◆ **WORK TO COMPLETE**
Scan the entries below. List each line with "this".
[ENTRIES SHOWN start]
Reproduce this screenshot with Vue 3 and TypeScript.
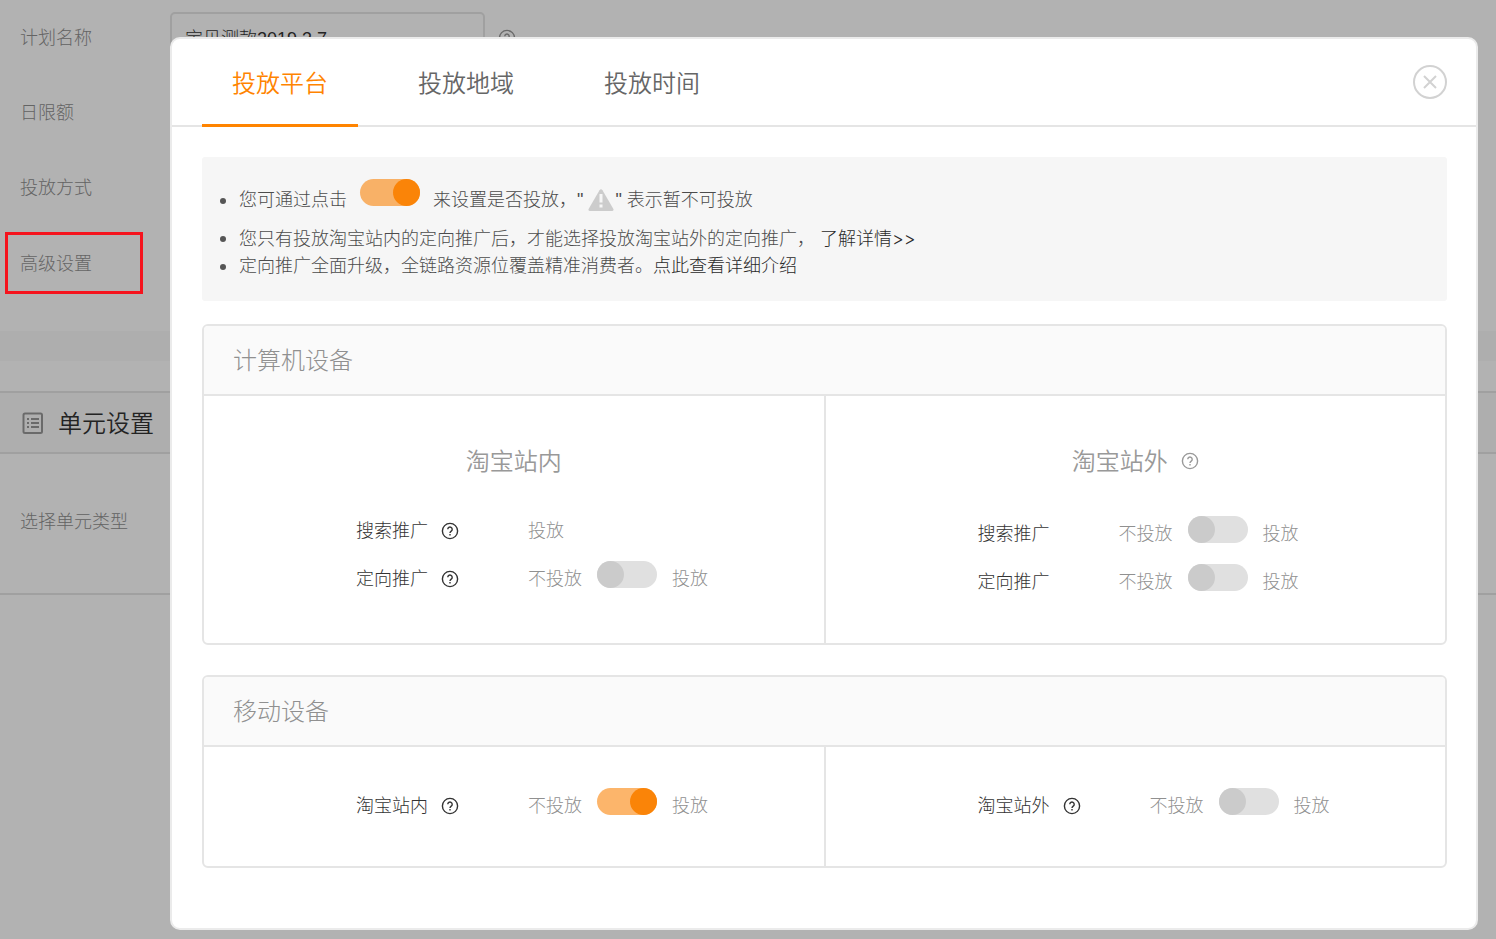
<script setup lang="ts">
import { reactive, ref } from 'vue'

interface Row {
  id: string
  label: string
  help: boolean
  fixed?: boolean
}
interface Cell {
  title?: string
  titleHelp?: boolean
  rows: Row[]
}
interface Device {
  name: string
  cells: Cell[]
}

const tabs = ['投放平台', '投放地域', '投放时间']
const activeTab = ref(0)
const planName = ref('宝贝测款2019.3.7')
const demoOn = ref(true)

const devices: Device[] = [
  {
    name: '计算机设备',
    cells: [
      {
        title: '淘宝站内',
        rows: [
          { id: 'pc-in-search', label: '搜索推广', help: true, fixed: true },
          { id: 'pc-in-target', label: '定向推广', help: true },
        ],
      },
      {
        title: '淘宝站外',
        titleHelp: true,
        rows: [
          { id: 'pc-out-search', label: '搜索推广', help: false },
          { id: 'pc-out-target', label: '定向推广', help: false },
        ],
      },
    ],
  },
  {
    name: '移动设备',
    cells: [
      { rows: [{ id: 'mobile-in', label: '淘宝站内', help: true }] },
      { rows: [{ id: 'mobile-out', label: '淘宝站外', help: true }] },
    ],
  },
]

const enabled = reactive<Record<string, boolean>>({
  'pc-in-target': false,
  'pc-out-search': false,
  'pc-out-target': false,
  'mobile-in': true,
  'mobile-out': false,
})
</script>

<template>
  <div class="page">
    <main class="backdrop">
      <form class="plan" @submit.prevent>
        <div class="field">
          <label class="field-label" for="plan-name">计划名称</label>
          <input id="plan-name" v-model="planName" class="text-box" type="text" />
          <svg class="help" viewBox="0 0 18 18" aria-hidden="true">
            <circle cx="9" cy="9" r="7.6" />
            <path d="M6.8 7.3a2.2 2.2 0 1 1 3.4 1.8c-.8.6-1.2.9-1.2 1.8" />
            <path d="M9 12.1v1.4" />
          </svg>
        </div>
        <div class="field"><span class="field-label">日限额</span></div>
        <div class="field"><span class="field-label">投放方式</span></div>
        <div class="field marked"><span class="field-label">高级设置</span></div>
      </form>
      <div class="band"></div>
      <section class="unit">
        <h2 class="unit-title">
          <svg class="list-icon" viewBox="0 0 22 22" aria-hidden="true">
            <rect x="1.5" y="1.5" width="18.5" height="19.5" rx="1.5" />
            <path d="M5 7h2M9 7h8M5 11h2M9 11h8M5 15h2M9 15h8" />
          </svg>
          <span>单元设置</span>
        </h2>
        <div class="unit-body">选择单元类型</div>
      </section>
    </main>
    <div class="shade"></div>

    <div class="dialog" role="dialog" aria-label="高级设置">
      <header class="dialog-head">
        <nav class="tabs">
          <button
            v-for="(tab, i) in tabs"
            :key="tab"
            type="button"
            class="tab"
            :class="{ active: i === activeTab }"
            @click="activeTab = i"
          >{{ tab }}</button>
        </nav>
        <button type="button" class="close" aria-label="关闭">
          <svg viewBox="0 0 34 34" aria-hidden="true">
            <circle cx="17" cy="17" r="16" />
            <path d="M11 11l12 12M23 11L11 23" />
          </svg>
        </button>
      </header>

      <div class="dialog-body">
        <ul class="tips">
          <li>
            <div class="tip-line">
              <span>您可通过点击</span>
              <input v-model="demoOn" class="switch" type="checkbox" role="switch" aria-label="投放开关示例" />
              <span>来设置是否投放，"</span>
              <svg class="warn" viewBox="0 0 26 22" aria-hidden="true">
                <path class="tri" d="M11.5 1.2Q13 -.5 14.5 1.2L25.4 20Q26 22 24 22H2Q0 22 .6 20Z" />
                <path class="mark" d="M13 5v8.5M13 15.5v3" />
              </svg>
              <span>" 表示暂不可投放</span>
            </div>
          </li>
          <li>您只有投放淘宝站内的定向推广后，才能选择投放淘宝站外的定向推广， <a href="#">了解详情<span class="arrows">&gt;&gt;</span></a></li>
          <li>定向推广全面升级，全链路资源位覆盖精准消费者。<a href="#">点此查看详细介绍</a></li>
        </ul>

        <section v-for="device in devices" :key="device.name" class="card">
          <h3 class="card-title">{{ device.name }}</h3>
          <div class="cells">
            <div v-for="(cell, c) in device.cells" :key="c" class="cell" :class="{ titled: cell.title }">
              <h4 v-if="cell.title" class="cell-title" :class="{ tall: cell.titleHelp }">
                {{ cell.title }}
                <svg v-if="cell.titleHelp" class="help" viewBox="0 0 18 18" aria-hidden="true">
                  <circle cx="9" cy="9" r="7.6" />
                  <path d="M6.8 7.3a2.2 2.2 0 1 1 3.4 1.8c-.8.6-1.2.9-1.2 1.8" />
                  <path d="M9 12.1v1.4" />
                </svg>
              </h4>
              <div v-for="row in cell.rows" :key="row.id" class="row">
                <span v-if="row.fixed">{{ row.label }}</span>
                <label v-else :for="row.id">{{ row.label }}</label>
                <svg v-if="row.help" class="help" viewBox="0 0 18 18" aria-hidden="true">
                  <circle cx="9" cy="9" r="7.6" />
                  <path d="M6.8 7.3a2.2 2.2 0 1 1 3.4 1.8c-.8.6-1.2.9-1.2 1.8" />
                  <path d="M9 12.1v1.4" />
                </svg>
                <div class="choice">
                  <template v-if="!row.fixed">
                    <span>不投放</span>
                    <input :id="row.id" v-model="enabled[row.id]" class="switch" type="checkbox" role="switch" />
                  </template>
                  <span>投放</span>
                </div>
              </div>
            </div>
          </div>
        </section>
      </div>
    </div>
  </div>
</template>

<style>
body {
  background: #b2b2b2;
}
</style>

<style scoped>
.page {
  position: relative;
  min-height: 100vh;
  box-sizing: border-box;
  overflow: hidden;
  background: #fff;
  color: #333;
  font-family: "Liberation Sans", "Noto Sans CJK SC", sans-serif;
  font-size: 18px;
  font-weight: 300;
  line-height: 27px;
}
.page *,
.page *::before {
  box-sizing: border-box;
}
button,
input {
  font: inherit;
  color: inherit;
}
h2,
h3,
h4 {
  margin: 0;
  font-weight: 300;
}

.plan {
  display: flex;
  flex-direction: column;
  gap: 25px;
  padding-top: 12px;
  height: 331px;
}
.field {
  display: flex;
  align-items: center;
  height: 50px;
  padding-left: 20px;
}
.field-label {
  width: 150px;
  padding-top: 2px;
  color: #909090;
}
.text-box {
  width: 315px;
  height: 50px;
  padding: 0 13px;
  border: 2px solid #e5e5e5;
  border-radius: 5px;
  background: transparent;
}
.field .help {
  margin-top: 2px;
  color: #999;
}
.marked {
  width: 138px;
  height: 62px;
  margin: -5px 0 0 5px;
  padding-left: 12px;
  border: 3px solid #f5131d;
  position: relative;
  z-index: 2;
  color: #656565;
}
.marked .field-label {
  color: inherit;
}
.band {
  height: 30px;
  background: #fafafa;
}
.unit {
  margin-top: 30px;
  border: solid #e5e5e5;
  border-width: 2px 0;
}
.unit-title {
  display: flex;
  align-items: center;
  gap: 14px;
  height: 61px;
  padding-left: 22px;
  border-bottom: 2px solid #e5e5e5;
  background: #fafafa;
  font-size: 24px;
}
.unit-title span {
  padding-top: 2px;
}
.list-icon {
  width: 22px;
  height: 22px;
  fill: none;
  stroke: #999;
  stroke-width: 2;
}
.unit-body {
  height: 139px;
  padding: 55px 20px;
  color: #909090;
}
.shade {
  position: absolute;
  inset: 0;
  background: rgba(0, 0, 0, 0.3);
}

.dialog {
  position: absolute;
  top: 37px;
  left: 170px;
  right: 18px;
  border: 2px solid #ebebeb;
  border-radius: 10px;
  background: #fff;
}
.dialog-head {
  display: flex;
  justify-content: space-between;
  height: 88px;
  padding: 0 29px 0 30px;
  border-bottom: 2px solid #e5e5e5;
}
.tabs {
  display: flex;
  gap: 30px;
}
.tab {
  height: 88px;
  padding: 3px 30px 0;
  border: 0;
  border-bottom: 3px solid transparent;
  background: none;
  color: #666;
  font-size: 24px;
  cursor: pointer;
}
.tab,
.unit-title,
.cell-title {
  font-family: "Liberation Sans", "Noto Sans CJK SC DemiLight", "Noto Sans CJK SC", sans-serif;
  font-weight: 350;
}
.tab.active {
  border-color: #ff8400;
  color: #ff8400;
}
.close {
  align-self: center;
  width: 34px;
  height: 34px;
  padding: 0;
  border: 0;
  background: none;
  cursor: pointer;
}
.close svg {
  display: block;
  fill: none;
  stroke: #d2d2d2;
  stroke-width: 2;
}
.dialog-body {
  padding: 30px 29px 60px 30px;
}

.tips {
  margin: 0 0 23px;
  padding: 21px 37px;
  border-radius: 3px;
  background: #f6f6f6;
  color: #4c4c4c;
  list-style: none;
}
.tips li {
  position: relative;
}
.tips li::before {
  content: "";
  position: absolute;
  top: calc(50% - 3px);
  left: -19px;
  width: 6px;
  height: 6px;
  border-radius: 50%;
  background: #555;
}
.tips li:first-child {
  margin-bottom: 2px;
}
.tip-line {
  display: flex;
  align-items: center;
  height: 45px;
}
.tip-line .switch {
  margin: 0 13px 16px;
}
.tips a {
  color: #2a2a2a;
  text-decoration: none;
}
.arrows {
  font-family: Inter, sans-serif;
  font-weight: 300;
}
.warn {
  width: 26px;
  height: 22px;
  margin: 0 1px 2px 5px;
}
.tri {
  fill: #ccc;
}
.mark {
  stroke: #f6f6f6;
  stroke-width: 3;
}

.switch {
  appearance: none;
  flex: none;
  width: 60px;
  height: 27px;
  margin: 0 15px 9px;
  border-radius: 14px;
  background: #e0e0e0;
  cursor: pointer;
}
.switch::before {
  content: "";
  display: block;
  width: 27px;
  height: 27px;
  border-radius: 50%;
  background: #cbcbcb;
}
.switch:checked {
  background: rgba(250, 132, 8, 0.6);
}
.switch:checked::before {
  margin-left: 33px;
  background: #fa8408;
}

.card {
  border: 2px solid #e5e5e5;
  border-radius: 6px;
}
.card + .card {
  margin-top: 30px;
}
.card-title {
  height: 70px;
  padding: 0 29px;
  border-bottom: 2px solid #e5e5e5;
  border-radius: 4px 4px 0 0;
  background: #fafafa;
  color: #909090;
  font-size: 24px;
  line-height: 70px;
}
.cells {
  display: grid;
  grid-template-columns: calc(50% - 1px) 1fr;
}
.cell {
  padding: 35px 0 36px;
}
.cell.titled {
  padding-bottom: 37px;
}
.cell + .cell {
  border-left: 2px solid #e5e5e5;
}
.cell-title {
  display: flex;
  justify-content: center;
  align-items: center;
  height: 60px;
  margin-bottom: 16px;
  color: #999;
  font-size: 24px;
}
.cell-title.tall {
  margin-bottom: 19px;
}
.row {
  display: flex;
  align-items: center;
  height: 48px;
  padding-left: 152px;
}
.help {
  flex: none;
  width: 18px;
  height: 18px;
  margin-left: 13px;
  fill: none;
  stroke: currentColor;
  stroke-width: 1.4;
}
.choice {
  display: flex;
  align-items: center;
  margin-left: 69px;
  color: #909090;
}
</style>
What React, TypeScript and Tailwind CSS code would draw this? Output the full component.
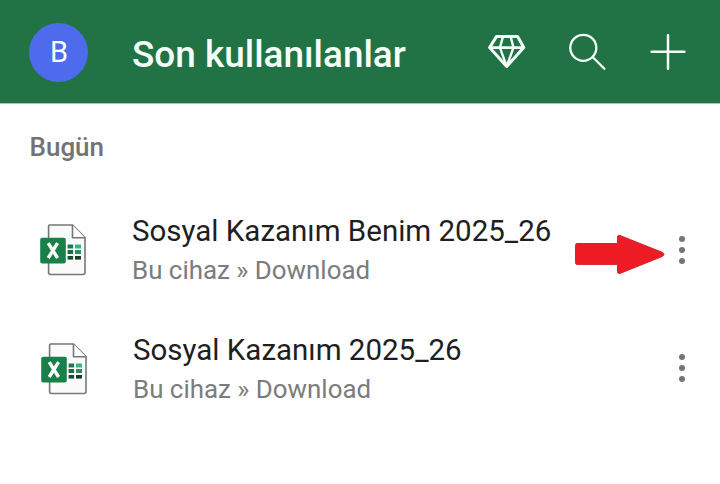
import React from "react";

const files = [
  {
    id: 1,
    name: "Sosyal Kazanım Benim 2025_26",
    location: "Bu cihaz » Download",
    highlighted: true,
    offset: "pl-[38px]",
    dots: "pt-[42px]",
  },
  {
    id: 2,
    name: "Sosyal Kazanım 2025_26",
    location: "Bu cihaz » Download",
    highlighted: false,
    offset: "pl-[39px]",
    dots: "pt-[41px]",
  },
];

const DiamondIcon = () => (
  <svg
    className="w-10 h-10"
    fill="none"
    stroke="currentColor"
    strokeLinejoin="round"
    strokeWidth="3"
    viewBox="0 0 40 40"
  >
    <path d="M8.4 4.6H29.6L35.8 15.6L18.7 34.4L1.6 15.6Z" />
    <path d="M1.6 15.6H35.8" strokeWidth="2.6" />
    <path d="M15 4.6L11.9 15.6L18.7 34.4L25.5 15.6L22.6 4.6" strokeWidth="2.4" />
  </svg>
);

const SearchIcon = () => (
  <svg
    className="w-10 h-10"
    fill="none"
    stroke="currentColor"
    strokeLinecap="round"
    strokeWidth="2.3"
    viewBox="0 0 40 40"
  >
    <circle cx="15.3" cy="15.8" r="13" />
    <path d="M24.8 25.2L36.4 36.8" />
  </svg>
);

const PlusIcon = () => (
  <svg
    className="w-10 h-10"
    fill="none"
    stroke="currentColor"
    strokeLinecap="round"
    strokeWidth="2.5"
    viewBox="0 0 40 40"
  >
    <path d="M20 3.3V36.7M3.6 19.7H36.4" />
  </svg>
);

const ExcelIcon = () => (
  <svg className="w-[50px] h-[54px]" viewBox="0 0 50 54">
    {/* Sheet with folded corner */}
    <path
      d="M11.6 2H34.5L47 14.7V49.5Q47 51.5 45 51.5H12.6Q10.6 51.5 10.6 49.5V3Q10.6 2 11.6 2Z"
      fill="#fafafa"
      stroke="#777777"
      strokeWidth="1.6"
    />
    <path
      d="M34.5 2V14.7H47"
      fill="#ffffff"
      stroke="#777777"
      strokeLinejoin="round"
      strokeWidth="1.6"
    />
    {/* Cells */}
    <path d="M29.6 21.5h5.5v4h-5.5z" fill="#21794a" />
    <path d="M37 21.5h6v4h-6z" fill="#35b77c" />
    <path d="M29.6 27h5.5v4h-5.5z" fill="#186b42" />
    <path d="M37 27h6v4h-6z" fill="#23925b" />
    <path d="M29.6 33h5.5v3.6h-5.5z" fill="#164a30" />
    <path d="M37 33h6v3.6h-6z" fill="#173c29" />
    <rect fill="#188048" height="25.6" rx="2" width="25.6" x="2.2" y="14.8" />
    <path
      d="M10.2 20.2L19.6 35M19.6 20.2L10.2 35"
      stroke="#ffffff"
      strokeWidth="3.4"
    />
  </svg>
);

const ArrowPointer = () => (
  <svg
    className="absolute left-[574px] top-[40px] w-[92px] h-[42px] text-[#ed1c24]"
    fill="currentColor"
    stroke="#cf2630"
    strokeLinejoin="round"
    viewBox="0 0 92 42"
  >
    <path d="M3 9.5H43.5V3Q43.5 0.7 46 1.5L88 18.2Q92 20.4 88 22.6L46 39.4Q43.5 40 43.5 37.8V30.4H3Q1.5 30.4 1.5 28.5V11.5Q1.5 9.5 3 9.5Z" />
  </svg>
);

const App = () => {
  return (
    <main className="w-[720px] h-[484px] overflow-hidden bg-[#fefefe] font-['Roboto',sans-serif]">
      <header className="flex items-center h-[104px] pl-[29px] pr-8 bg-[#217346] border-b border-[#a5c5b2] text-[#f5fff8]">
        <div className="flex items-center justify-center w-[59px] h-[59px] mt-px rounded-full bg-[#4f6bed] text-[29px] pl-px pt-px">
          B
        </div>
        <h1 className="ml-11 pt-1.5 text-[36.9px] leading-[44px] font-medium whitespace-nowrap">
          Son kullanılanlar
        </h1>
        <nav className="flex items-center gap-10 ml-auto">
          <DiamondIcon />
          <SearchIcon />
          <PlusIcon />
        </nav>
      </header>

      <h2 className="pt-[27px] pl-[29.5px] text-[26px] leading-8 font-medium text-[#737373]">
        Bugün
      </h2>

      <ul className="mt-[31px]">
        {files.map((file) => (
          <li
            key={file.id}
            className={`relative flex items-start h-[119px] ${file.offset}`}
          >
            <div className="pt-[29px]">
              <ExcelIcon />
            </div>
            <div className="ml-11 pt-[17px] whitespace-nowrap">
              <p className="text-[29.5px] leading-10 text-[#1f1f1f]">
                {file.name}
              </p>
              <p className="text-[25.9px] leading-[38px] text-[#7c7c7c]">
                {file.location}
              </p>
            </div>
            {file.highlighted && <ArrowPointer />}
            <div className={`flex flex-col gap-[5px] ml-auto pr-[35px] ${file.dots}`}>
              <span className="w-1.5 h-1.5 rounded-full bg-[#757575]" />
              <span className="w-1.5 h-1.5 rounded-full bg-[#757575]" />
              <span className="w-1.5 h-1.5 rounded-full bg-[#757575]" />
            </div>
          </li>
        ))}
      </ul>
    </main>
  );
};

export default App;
[ENTRIES SHOWN end]
◆ **COMPLETE ANSWER**
Reproduce this screenshot with Vue 3 and TypeScript.
What React, TypeScript and Tailwind CSS code would draw this? Output the full component.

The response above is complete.